Only one witness was examined in the ease, and he was the manager of the plaintiff company. His testimony bears out the contention of plaintiff as to the depressed condition of the lumber market and the impossibility of disposing of the lumber to better advantage than was done, and as to the course which was pursued having resulted in a profit, and not a loss, and of having therefore benefited the defendant.

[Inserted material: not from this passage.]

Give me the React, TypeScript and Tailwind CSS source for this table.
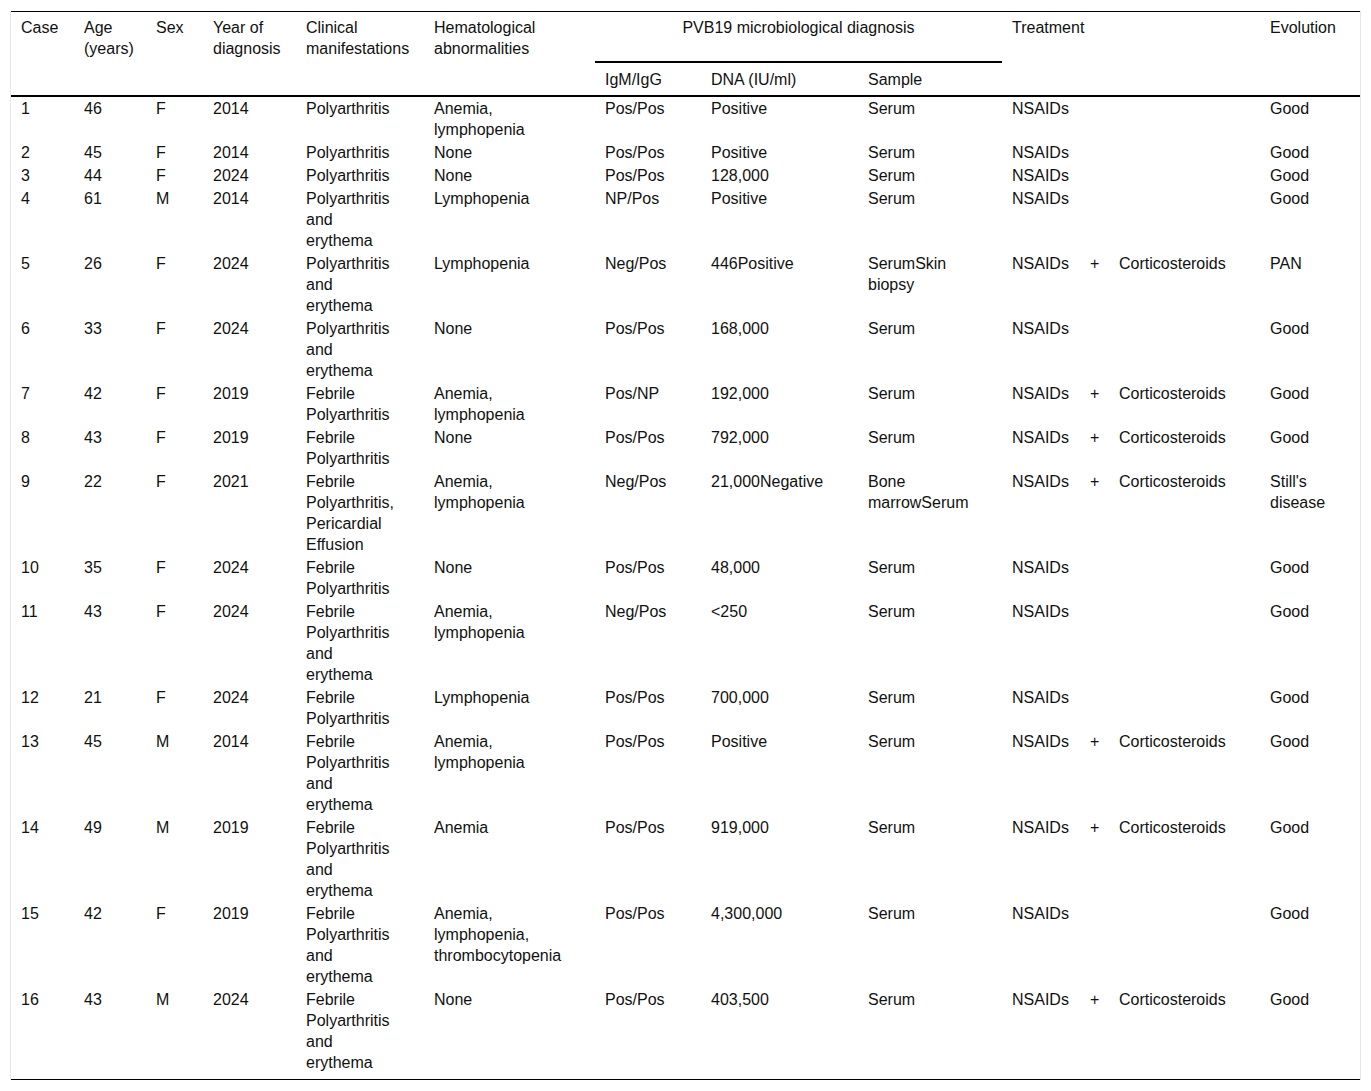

The proper measure of damages in the case of a contract of manufacture and sale where the breach has been on the part of the vendee is, as stated by plaintiff, the difference between contract price and cost of performance. 24 A. & E. E. 1116; Hinckley v. Bessemer Steel Co., 121 U. S. 264, 7 Sup. Ct. 875, 30 L. Ed. 967; Roehm v. Horst, 178 U. S. 1, 20 Sup. Ct. 780, 44 L. Ed. 953; Williams v. Crosby Lumber Co., 118 N. C. 928, 24 S. E. 801; Sabine Tram Co. v. Jones (Tex. Civ. App.) 43 S. W. 905; Berthold v. St. Louis Electric Co., 165 Mo. 280, 65 S. W. 784; Black River Lumber Co. v. Warner, 93 Mo. 374, 6 S. W. 210; Cameron v. White, 74 Wis. 425, 43 N. W. 155, 5 L. R. A. 495. There is nothing opposed to this in the decisions in Masterton v. City of Brooklyn, 7 Hill (N. Y.) 62, 42 Am. Dec. 38; Seaton v. Second Municipality, 3 La. Ann. 44; Jochams v. Ong, 45 La. Ann. 1289, 14 South. 247.

The plaintiff has claimed only the amount of the loss shown to have been actually suffered; and is entitled to judgment accordingly.

It is therefore ordered, adjudged, and decreed that the judgment appealed from be increased to the full amount claimed, namely, $18,597.15, and that as thus amended the said judgment be affirmed, defendant to pay the costs of appeal.